The Red Alert
The Red Alert

Y La Bamba

Echo - Dec. 15, 2010

Live Review by Angel M. Baker


Portland's Y La Bamba brought the wintry watery dust of the Pacific Northwest with them to a humble Wednesday showing at Los Angeles’ cozy hipster haunt, The Echo. Clad in flannel and scarves, groups of people huddling over plastic red cups filled with deliciously cheap beer stand deep in conversations probably about holiday plans or how long their beards will grow in the new year.  The Echo tonight feels small for its indie renown and has a holiday air in that get-together-at-the-end-of-the-year way. Friends make light and in anticipation turn about-face, glued to the stage waiting for Y La Bamba’s lonesome balladeering.

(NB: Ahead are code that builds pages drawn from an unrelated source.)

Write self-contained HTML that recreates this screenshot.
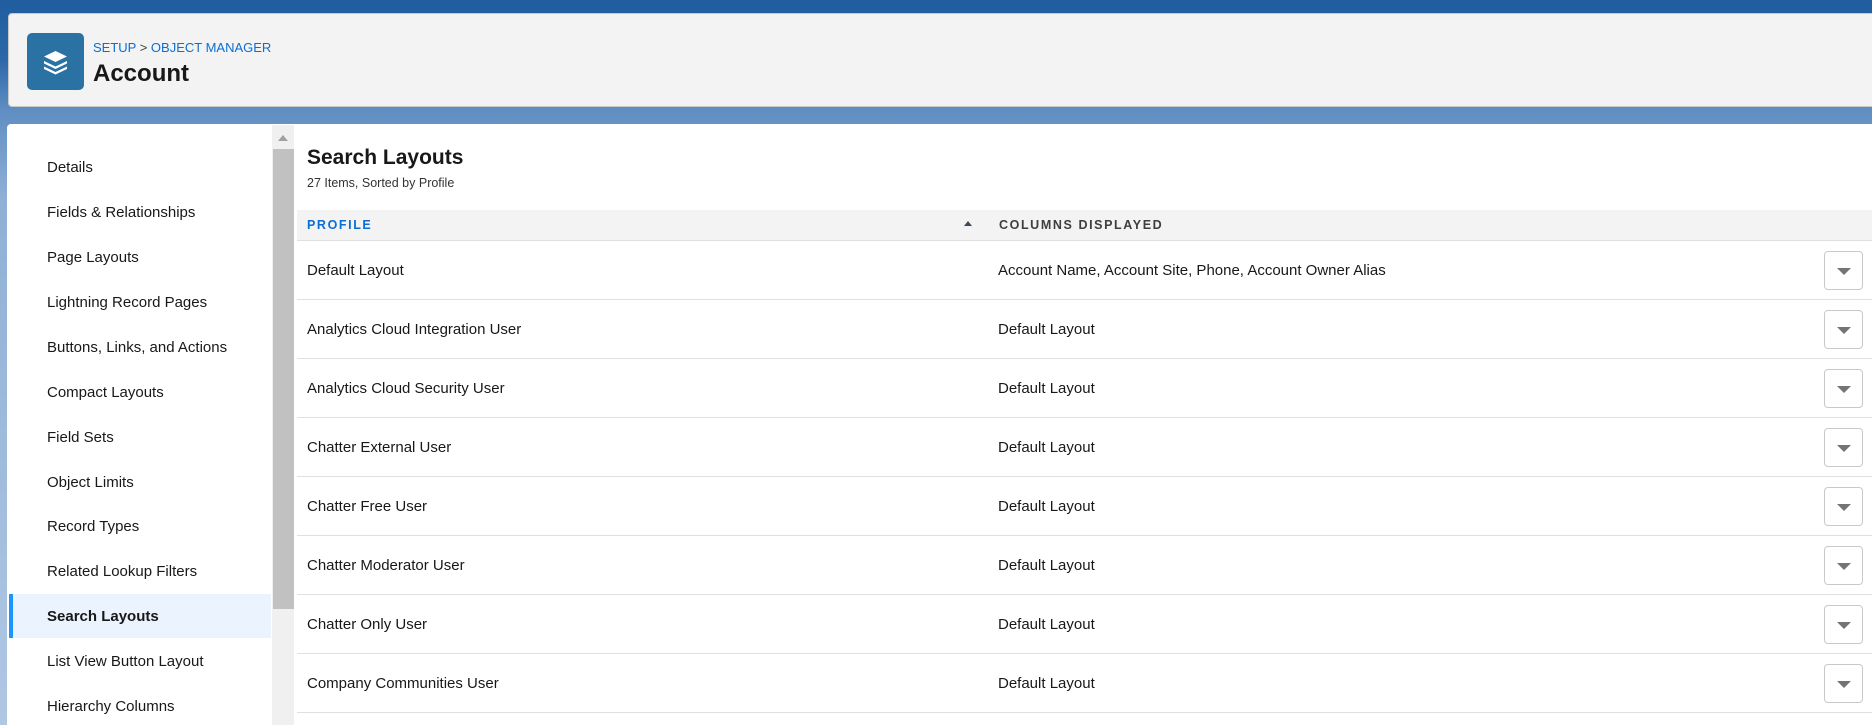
<!DOCTYPE html>
<html><head><meta charset="utf-8"><style>
*{margin:0;padding:0;box-sizing:border-box}
html{background:#b0c7e3;overflow:hidden}
body{width:1872px;height:725px;overflow:hidden;position:relative;font-family:"Liberation Sans",sans-serif;color:#181818;
background:linear-gradient(180deg,#1f5d9f 0px,#2c68a8 60px,#5f8ec2 110px,#8fb0d6 200px,#b0c7e3 725px);}
.hdr{position:absolute;left:8px;top:13px;width:1880px;height:94px;background:#f3f3f3;border-radius:4px;border:1px solid #c9c9c9}
.ico{position:absolute;left:27px;top:33px;width:57px;height:57px;background:#2a72a3;border-radius:5px}
.bc{position:absolute;left:93px;top:40px;font-size:13px;color:#0b6ed3}
.bc span{color:#444}
.ttl{position:absolute;left:93px;top:60px;font-size:24px;font-weight:bold}
.card{position:absolute;left:7px;top:124px;width:1880px;height:601px;background:#fff;border-radius:4px 0 0 0}
.si{position:absolute;left:47px;font-size:15px;height:45px;line-height:45px}
.sel{position:absolute;left:9px;top:594px;width:262px;height:44px;background:#eaf3fe;border-left:4px solid #1b96ff}
.sb{position:absolute;left:272px;top:125px;width:22px;height:600px;background:#f0f0f0}
.thumb{position:absolute;left:273px;top:149px;width:21px;height:460px;background:#c1c1c1}
.h1{position:absolute;left:307px;top:146px;font-size:21px;font-weight:bold}
.sub{position:absolute;left:307px;top:176px;font-size:12.5px;color:#333}
.th{position:absolute;left:297px;top:210px;width:1580px;height:31px;background:#f3f3f3;border-bottom:1px solid #e0e0e0}
.thl{position:absolute;top:218px;font-size:12.5px;font-weight:bold;letter-spacing:1.6px}
.row{position:absolute;left:297px;width:1580px;height:59px;border-bottom:1px solid #e0e0e0}
.c1{position:absolute;left:10px;top:21px;font-size:15px}
.c2{position:absolute;left:701px;top:21px;font-size:15px}
.btn{position:absolute;left:1527px;top:10px;width:39px;height:39px;border:1px solid #c9c9c9;border-radius:4px;background:#fff}
.btn:after{content:"";position:absolute;left:12px;top:16px;border-left:7px solid transparent;border-right:7px solid transparent;border-top:7px solid #747474}
</style></head><body>
<div class="hdr"></div>
<div class="ico"><svg width="57" height="57" viewBox="0 0 57 57"><g fill="#fff"><path d="M28.5 18 L40 23.5 L28.5 29 L17 23.5Z"/><path d="M17 28 L28.5 33.5 L40 28 L40 30.5 L28.5 36 L17 30.5Z"/><path d="M17 33.5 L28.5 39 L40 33.5 L40 36 L28.5 41.5 L17 36Z"/></g></svg></div>
<div class="bc">SETUP <span>&gt;</span> OBJECT MANAGER</div>
<div class="ttl">Account</div>
<div class="card"></div>
<div class="sel"></div>
<div class="si" style="top:145px">Details</div>
<div class="si" style="top:190px">Fields &amp; Relationships</div>
<div class="si" style="top:235px">Page Layouts</div>
<div class="si" style="top:280px">Lightning Record Pages</div>
<div class="si" style="top:325px">Buttons, Links, and Actions</div>
<div class="si" style="top:370px">Compact Layouts</div>
<div class="si" style="top:415px">Field Sets</div>
<div class="si" style="top:460px">Object Limits</div>
<div class="si" style="top:504px">Record Types</div>
<div class="si" style="top:549px">Related Lookup Filters</div>
<div class="si" style="top:594px;font-weight:bold">Search Layouts</div>
<div class="si" style="top:639px">List View Button Layout</div>
<div class="si" style="top:684px">Hierarchy Columns</div>
<div class="sb"></div><div class="thumb"></div>
<div style="position:absolute;left:278px;top:135px;border-left:5px solid transparent;border-right:5px solid transparent;border-bottom:6px solid #a0a0a0"></div>
<div class="h1">Search Layouts</div>
<div class="sub">27 Items, Sorted by Profile</div>
<div class="th"></div>
<div class="thl" style="left:307px;color:#0b6ed3">PROFILE</div>
<div style="position:absolute;left:964px;top:221px;border-left:4px solid transparent;border-right:4px solid transparent;border-bottom:5px solid #3e4a5a"></div>
<div class="thl" style="left:999px;color:#3e3e3c">COLUMNS DISPLAYED</div>
<div class="row" style="top:241px"><div class="c1">Default Layout</div><div class="c2">Account Name, Account Site, Phone, Account Owner Alias</div><div class="btn"></div></div>
<div class="row" style="top:300px"><div class="c1">Analytics Cloud Integration User</div><div class="c2">Default Layout</div><div class="btn"></div></div>
<div class="row" style="top:359px"><div class="c1">Analytics Cloud Security User</div><div class="c2">Default Layout</div><div class="btn"></div></div>
<div class="row" style="top:418px"><div class="c1">Chatter External User</div><div class="c2">Default Layout</div><div class="btn"></div></div>
<div class="row" style="top:477px"><div class="c1">Chatter Free User</div><div class="c2">Default Layout</div><div class="btn"></div></div>
<div class="row" style="top:536px"><div class="c1">Chatter Moderator User</div><div class="c2">Default Layout</div><div class="btn"></div></div>
<div class="row" style="top:595px"><div class="c1">Chatter Only User</div><div class="c2">Default Layout</div><div class="btn"></div></div>
<div class="row" style="top:654px"><div class="c1">Company Communities User</div><div class="c2">Default Layout</div><div class="btn"></div></div>
</body></html>
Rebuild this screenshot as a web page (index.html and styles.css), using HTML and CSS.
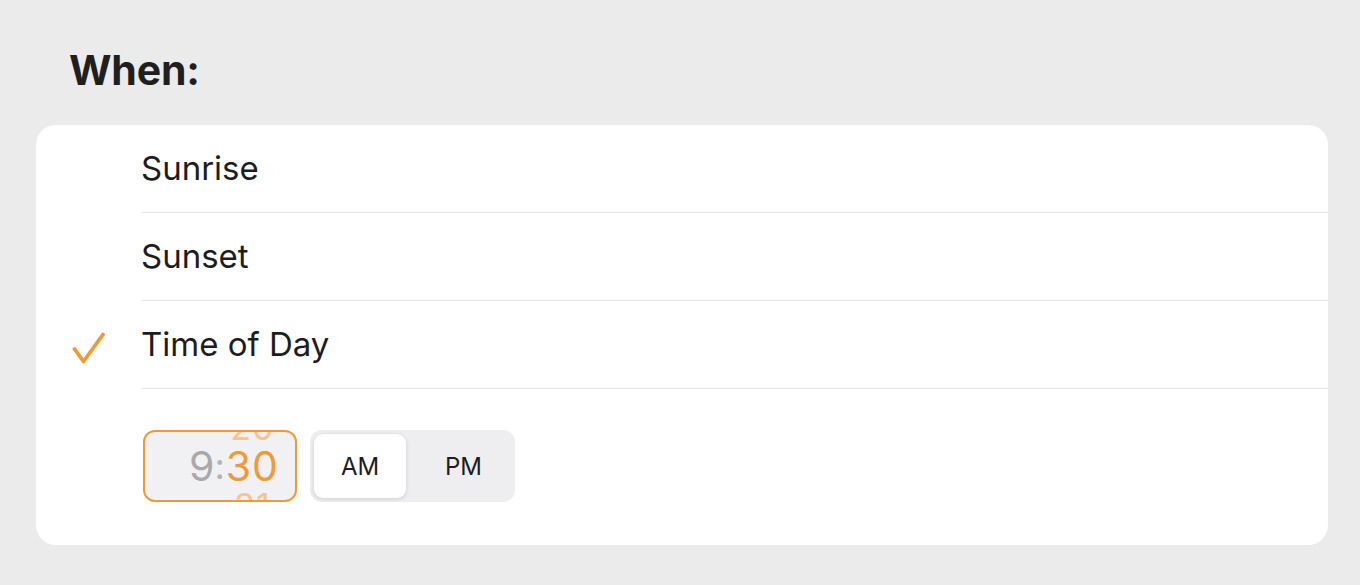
FILE: index.html
```html
<!DOCTYPE html>
<html>
<head>
<meta charset="utf-8">
<link rel="stylesheet" href="styles.css">
</head>
<body>
<div class="page">
  <h1 class="title">When:</h1>
  <div class="card">
    <div class="row">
      <div class="check"></div>
      <div class="label">Sunrise</div>
    </div>
    <div class="row">
      <div class="check"></div>
      <div class="label">Sunset</div>
    </div>
    <div class="row">
      <div class="check">
        <svg width="36" height="36" viewBox="0 0 36 36"><polyline points="2.5,20 11.5,32.5 31,5.5" fill="none" stroke="#f09a36" stroke-width="3.8" stroke-linecap="round" stroke-linejoin="round"/></svg>
      </div>
      <div class="label">Time of Day</div>
    </div>
    <div class="time-row">
      <div class="picker">
        <span class="hour">9</span><span class="colon">:</span>
        <div class="minutes">
          <div class="min ghost">20</div>
          <div class="min current">30</div>
          <div class="min ghost">31</div>
        </div>
      </div>
      <div class="segment">
        <div class="seg selected">AM</div>
        <div class="seg other">PM</div>
      </div>
    </div>
  </div>
</div>
</body>
</html>
```
FILE: styles.css
```css
html, body {
  margin: 0;
  padding: 0;
  background: #ebebeb;
}
body {
  width: 1360px;
  height: 585px;
  overflow: hidden;
  font-family: "Inter", "Liberation Sans", sans-serif;
  color: #1d1d1f;
}
.page {
  padding: 46px 32px 0 36px;
}
.title {
  margin: 0 0 0 33px;
  font-size: 41px;
  font-weight: 700;
  line-height: 48px;
  height: 79px;
  letter-spacing: -0.2px;
  color: #1f1f1f;
}
.card {
  background: #fff;
  border-radius: 20px;
  height: 420px;
  overflow: hidden;
}
.row {
  display: flex;
  align-items: center;
  height: 88px;
}
.check {
  width: 105px;
  height: 100%;
  display: flex;
  align-items: center;
  padding-left: 36px;
  box-sizing: border-box;
  flex: none;
}
.check svg {
  margin-top: 4px;
}
.label {
  flex: 1;
  height: 100%;
  display: flex;
  align-items: center;
  padding-left: 0;
  font-size: 33px;
  letter-spacing: 0;
  border-bottom: 1px solid #e4e4e6;
  box-sizing: border-box;
  padding-bottom: 2px;
}
.time-row {
  display: flex;
  align-items: center;
  padding: 41px 0 0 107px;
  gap: 13px;
}
.picker {
  width: 154px;
  height: 72px;
  box-sizing: border-box;
  border: 2px solid #f09a36;
  border-radius: 12px;
  background: #f1f1f3;
  display: flex;
  align-items: center;
  justify-content: flex-end;
  padding-right: 16px;
  overflow: hidden;
  font-size: 41px;
  letter-spacing: 1px;
}
.hour {
  color: #a9a9ab;
}
.colon {
  color: #b4b4b6;
  margin: 0 0 0 -1px;
  font-size: 36px;
}
.minutes {
  display: flex;
  flex-direction: column;
  align-items: center;
  height: 68px;
  justify-content: center;
}
.min {
  line-height: 39px;
  height: 39px;
  flex: none;
}
.current {
  color: #f09a36;
}
.ghost {
  color: #f5c590;
  font-size: 34px;
  line-height: 39px;
}
.segment {
  display: flex;
  align-items: center;
  width: 205px;
  height: 72px;
  background: #eeeef0;
  border-radius: 12px;
  padding: 4px;
  box-sizing: border-box;
}
.seg {
  flex: 1;
  height: 100%;
  display: flex;
  align-items: center;
  justify-content: center;
  font-size: 24px;
  color: #1d1d1f;
  border-radius: 9px;
}
.seg.other {
  padding-left: 10px;
}
.seg.selected {
  background: #fff;
  flex: none;
  width: 92px;
  box-shadow: 0 1px 4px rgba(0,0,0,0.14);
}
```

At times, Y La Bamba are more like a choir than a band. The stage ranges from two to seven members across and they harmonize like they’re taking in each other’s breath. Taking lead on center stage, Luzelena Mendoza, has a tall, waif-like presence singing with her eyes half-mast and barely moving save an occasional arch of the back from the force of her bellows. Like a reed, she sways just so and looks forward into what looks like an imaginary place. Even with her cool audience disconnect, Mendoza’s vinyl like vocals bring back a huddle-around-the-radio-for-nightly-programming nostalgia. Y La Bamba dig deep and nail a Hispanic old timey renaissance that, despite the band’s clear virtuosity, feels cozy and approachable.


Whether it was designed or accidental is unclear, but the first half of Y La Bamba’s set paled in comparison to the second. This writer gets that a build up is necessary (in most things, including an art folk indie show) but tonight the build up felt like waiting. Where Y La Bamba delivers is in their haunting harmonization, when every member drops their instruments, from drums to accordion to ukulele, and gets behind Mendoza to sing their brand of granola gospel.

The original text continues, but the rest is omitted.